Он почти физически чувствовал, как напряженно работает ее мозг перед следующим ходом.

— Не думайте, что я вмешиваюсь, доктор, но я так беспокоюсь за него, вот и все.

— Прекрасно вас понимаю.

— Я и подумала, что, может, как-нибудь могла бы помочь. Я хочу сказать, что вдруг что-то еще мучает его? Скажем, ситуация дома? Семейный кризис?

Меррей видел, что она начала импровизировать. Но даже если так, то какой кризис?

— Если что-нибудь есть, — сухо сказал он, — сразу же позвоните мне. Любые посторонние возбудители Роберту сейчас противопоказаны.

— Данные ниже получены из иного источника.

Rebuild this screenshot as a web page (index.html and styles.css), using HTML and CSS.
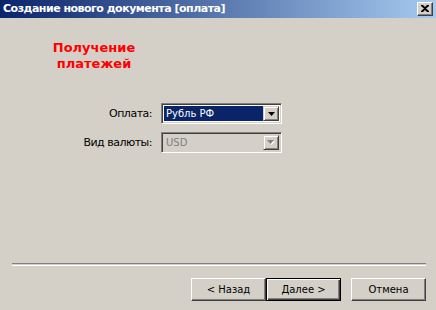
FILE: index.html
```html
<!DOCTYPE html>
<html lang="ru">
<head>
    <meta charset="UTF-8">
    <title>Создание нового документа [оплата]</title>
    <link rel="stylesheet" href="styles.css">
</head>
<body>
    <div class="window">
        <div class="titlebar">
            <span class="caption">Создание нового документа [оплата]</span>
            <span class="close-btn">
                <svg width="8" height="7" viewBox="0 0 8 7">
                    <path d="M0 0h2l2 2 2-2h2v1l-3 2.5 3 2.5v1h-2l-2-2-2 2h-2v-1l3-2.5-3-2.5z" fill="#000"/>
                </svg>
            </span>
        </div>

        <div class="main">
            <div class="heading">Получение<br>платежей</div>

            <div class="form">
                <label class="label">Оплата:</label>
                <div class="combo">
                    <div class="combo-value selected">Рубль РФ</div>
                    <div class="combo-arrow">
                        <svg width="7" height="4" viewBox="0 0 7 4"><path d="M0 0h7l-3.5 4z" fill="#000"/></svg>
                    </div>
                </div>

                <label class="label">Вид валюты:</label>
                <div class="combo disabled">
                    <div class="combo-value">USD</div>
                    <div class="combo-arrow">
                        <svg width="8" height="5" viewBox="0 0 8 5">
                            <path d="M1 1h7l-3.5 4z" fill="#fff"/>
                            <path d="M0 0h7l-3.5 4z" fill="#808080"/>
                        </svg>
                    </div>
                </div>
            </div>
        </div>

        <div class="footer">
            <div class="separator"></div>
            <div class="buttons">
                <button class="btn">&lt; Назад</button>
                <button class="btn default">Далее &gt;</button>
                <button class="btn cancel">Отмена</button>
            </div>
        </div>
    </div>
</body>
</html>
```

FILE: styles.css
```css
body {
    margin: 0;
    font-family: 'DejaVu Sans', Tahoma, sans-serif;
    font-size: 10px;
    color: #000;
    background-color: #d4d0c8;
}
.window {
    width: 436px;
    height: 310px;
    display: flex;
    flex-direction: column;
    background-color: #d4d0c8;
}
.titlebar {
    height: 18px;
    display: flex;
    align-items: center;
    justify-content: space-between;
    padding: 0 3px 0 3px;
    background: linear-gradient(to right, #0a246a, #a6caf0);
    color: #fff;
    font-weight: bold;
    font-size: 11px;
}
.caption {
    margin-top: -1px;
    letter-spacing: -0.5px;
}
.close-btn {
    width: 16px;
    height: 14px;
    box-sizing: border-box;
    display: flex;
    align-items: center;
    justify-content: center;
    background-color: #d4d0c8;
    border-top: 1px solid #fff;
    border-left: 1px solid #fff;
    border-right: 1px solid #404040;
    border-bottom: 1px solid #404040;
    box-shadow: inset -1px -1px 0 #808080;
    margin-top: -1px;
}
.main {
    flex: 1;
}
.heading {
    width: 160px;
    margin: 22px 0 0 14px;
    text-align: center;
    color: #ff0000;
    font-weight: bold;
    font-size: 13px;
    line-height: 16px;
}
.form {
    display: grid;
    grid-template-columns: 152px 121px;
    column-gap: 9px;
    row-gap: 8px;
    align-items: center;
    margin-top: 31px;
}
.label {
    text-align: right;
    font-size: 11px;
    letter-spacing: -0.5px;
}
.combo {
    height: 21px;
    box-sizing: border-box;
    display: flex;
    background-color: #fff;
    border-top: 1px solid #808080;
    border-left: 1px solid #808080;
    border-right: 1px solid #fff;
    border-bottom: 1px solid #fff;
    box-shadow: inset 1px 1px 0 #404040, inset -1px -1px 0 #d4d0c8;
    padding: 2px;
}
.combo-value {
    flex: 1;
    padding-left: 2px;
    line-height: 15px;
}
.combo-value.selected {
    background-color: #0a246a;
    color: #fff;
}
.combo-arrow {
    width: 16px;
    box-sizing: border-box;
    display: flex;
    align-items: center;
    justify-content: center;
    background-color: #d4d0c8;
    border-top: 1px solid #d4d0c8;
    border-left: 1px solid #d4d0c8;
    border-right: 1px solid #404040;
    border-bottom: 1px solid #404040;
    box-shadow: inset 1px 1px 0 #fff, inset -1px -1px 0 #808080;
}
.combo.disabled {
    background-color: #d4d0c8;
}
.combo.disabled .combo-value {
    color: #808080;
}
.footer {
    padding-bottom: 9px;
}
.separator {
    height: 1px;
    margin: 0 10px 12px 12px;
    border-top: 1px solid #808080;
    border-bottom: 1px solid #fff;
}
.buttons {
    display: flex;
    justify-content: flex-end;
    padding-right: 10px;
}
.btn {
    width: 75px;
    height: 23px;
    box-sizing: border-box;
    font-family: 'DejaVu Sans', Tahoma, sans-serif;
    font-size: 10px;
    color: #000;
    background-color: #d4d0c8;
    border-top: 1px solid #fff;
    border-left: 1px solid #fff;
    border-right: 1px solid #404040;
    border-bottom: 1px solid #404040;
    box-shadow: inset -1px -1px 0 #808080;
    padding: 0;
}
.btn.default {
    border: 1px solid #000;
    box-shadow: inset 1px 1px 0 #fff, inset -1px -1px 0 #404040, inset -2px -2px 0 #808080;
}
.btn.cancel {
    margin-left: 10px;
}
```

— Вы хотите сказать, что во время сеансов подошли к чему-то важному?

— Я так не говорил. — Но он сказал и понимал это.

— К чему именно? — Быстро переспросила она явно взволнованным голосом. — Что это такое? О том несчастном случае? О той ночи?

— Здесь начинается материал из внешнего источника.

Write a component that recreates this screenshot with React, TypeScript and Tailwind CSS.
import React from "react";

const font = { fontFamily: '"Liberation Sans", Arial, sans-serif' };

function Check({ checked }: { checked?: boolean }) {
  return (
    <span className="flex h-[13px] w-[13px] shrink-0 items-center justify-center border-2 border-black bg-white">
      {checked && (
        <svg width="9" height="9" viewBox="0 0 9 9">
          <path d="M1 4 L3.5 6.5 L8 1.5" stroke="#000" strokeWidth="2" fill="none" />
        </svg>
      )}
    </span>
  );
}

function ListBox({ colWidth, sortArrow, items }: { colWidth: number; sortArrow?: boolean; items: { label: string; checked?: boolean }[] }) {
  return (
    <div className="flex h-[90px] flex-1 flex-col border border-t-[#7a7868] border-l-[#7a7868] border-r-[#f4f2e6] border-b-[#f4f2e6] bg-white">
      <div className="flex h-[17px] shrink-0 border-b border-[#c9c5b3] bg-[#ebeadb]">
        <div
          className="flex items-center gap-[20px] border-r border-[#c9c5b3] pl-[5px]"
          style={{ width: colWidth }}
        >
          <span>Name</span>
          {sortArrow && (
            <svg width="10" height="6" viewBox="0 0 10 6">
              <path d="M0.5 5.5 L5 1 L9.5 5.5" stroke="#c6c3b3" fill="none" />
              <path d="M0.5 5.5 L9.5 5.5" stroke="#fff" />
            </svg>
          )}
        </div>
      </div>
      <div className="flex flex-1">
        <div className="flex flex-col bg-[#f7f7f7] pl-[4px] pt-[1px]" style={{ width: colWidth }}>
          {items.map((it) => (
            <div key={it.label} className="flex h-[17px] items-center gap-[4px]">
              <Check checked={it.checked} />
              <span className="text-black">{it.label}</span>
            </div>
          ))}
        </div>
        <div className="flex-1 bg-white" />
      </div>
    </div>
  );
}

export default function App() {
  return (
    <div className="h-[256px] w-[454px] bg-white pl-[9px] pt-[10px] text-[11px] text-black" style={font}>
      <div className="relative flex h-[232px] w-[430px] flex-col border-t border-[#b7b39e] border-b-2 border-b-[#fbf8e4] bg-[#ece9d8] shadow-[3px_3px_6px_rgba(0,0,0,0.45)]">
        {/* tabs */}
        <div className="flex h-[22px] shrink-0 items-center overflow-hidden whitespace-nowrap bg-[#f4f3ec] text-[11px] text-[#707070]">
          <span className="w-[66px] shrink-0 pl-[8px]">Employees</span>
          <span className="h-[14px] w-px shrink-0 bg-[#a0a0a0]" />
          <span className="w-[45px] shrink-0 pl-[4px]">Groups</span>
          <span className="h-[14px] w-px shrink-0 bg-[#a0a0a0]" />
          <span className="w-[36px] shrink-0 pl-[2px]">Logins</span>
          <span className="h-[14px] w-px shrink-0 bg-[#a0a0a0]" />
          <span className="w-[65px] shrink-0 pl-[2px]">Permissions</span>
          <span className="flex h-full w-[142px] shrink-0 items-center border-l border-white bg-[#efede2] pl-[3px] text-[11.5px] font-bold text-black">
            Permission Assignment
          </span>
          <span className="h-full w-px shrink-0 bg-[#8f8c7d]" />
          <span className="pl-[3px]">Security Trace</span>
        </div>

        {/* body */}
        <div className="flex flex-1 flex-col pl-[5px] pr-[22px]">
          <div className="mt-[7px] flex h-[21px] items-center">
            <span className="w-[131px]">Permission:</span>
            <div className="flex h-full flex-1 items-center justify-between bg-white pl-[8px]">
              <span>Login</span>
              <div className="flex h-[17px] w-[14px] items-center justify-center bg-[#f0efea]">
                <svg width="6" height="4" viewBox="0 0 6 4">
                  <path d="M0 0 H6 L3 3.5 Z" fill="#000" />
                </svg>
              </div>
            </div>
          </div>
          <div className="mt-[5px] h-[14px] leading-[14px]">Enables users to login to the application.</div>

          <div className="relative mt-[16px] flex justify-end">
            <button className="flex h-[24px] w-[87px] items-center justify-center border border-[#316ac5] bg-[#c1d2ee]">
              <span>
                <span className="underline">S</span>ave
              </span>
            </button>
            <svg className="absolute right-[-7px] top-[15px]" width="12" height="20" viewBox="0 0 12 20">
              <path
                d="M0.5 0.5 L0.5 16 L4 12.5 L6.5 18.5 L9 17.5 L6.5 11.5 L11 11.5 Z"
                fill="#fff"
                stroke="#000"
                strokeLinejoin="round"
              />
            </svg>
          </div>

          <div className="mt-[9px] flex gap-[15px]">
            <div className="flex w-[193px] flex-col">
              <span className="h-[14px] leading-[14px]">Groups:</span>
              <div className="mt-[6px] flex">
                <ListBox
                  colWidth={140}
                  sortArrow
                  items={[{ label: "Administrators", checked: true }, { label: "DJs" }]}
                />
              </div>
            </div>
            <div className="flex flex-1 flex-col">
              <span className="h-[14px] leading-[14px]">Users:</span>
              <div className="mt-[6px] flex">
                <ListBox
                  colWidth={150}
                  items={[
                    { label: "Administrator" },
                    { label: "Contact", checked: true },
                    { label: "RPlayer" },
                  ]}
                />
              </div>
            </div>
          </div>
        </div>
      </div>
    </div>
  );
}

— Вы очень близки друг другу, — медленно произнес Меррей, тщательно выбирая слова. — Я знаю, что он почти во всем зависит от вас…

— В чем именно? — снова крикнула она. — Что он сказал? Он не знает! Он не знал, что делает! И это все ради него, все, что я сделала, все, что я вообще делала — все ради него!

Наступила долгая пауза.

— Зачем вы это говорите, Джоан? — спросил он необдуманно — слишком необдуманно.

Что она сказала? И зачем? Ее трясло еще сильнее. Молча она положила трубку.

Чуть позже, когда тяжелые тучи с востока начали затягивать низкое небо, она надела пальто и вышла из дома.


— А теперь выкладывайте все напрямик.

Мик Форд гордился собой за то, что достаточно владел искусством сделки. И правило номер один гласило: выясни, что ты должен сделать за то, что должен получить.

— Этот тип, Бейлби, — вы хотите убрать его, так? И просите меня сделать это?

Твердое выражение лица Джоан и весь решительный вид не могли скрыть внутренней тревоги. Еле заметная дрожь в голосе выдавала ее.